In order to make sure that if there is a shortfall in generation or a delay in receiving revenues, these payments to the financing bank can be met, we have to set aside. That typically happens at the beginning of the financing, where we have to basically take excess cash flow from the project in the first one, two, three, four years and set them aside to have a money ready. Typically, it is somewhere between three and six months of debt service. Basically, what we have to repay in a quarter or two quarters has to sit in a separate bank account. We cannot access that money, so we cannot work with it. It's restricted. Our access is restricted. In our case, it adds up to a few million Euros. Very last question.

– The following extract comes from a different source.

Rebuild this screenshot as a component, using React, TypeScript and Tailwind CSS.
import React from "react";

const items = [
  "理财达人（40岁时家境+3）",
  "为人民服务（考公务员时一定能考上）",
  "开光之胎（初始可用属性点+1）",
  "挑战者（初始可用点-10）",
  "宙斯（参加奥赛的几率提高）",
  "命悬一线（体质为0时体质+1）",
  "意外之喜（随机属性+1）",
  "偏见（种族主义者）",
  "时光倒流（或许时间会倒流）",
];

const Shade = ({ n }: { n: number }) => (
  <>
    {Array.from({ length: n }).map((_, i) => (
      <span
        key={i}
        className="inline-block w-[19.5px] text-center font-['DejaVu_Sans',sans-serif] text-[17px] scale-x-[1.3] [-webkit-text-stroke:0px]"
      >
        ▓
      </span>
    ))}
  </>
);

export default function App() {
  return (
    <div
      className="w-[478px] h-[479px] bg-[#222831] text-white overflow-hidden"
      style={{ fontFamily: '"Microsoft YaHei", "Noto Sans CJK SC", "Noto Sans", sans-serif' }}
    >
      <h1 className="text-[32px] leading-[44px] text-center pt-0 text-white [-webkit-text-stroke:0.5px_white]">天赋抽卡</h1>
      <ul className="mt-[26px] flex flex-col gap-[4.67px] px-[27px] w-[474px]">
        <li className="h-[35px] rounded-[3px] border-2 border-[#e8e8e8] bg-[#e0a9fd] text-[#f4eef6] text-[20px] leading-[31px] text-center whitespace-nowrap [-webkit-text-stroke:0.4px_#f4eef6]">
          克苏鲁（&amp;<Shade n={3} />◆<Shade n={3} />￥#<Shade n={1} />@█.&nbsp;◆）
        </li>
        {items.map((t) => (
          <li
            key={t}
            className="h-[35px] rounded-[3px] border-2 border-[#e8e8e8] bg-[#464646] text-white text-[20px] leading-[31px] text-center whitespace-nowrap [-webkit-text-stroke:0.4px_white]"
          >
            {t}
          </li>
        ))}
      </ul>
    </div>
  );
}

What are the current market valuation ranges for 1 MW PV connection to the grid in 2024? And what would be a valuation range of 1 MWp in stage four? This really depends on market. I think what we can say is, what we've observed is that over the last 6- 12 months, the value or the prices of project rights have been going down in the markets where we operate. I would say somewhere between 20% and 30%-40% in some cases, depending on what type of projects they are. And again, market by market. And the reasons for that are multiple, but now with the very low CapEx based on the low module prices, low interest rates, and growing energy prices, I would expect that we'll see a recovery in project values.
Again, there we are probably, depending on markets, somewhere between EUR 80,000 and, in some cases, probably something closer to EUR 150,000 per megawatt peak. So unfortunately, we cannot answer all the questions. We will try to address them in a different forum later. And so I would like to thank you very much for your attention today. And I wish you a very nice rest of the day. Thank you.